Russian President Vladimir Putin has made it illegal to justify or deny Nazi war crimes.

According to AFP, Putin on Monday signed new legislation introducing harsh punishments for such acts.

The legislation makes it a criminal offence to deny facts established by the Nuremberg trials regarding the crimes of the Axis powers and to disseminate “false information about Soviet actions” during World War II, according to the news agency.

Such acts are punishable by up to five years in a prison camp or a fine of 500,000 rubles ($14,000), the law says. Those making such claims in mass media are liable for the harshest punishments.

The legislation was voted through by Russia’s upper and lower houses of parliament last month.

It comes as Russia makes more and more explicit comparisons between Ukrainian nationalists and Nazi war criminals.

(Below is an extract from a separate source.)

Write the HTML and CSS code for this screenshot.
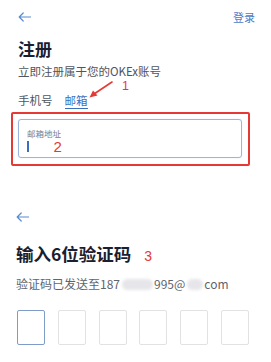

It regularly condemns the Kiev authorities as supporters of Stepan Bandera, a wartime nationalist leader who collaborated with the Nazis, noted AFP.

Pro-Kremlin lawmaker Leonid Slutsky has compared the Odessa blaze in which at least 42 died amid clashes between pro-Moscow activists and pro-Kiev protesters last week to the Auschwitz death camp.

On the flip side, U.S. officials have compared Putin’s actions in Ukraine to those of the Nazis. In late March, senator John McCain said of Putin’s actions in the Crimean peninsula that “he is calculating what he can get away with just as Adolf Hitler calculated what he could get away with in the 1930s.”

Former Secretary of State Hillary Clinton made similar comments, but later backtracked and explained that her comments were an attempt for “people to have a little historic perspective.”

AFP noted that Russia takes enormous pride in the Soviet victory over the Nazis in World War II that came after the price of some 30 million dead.

Its laws already ban public display of Nazi symbols and the distribution of Nazi texts.

Russia will mark World War II victory over the Nazis on Friday in celebrations that are expected to be particularly grandiose this year after its annexation of Crimea in March.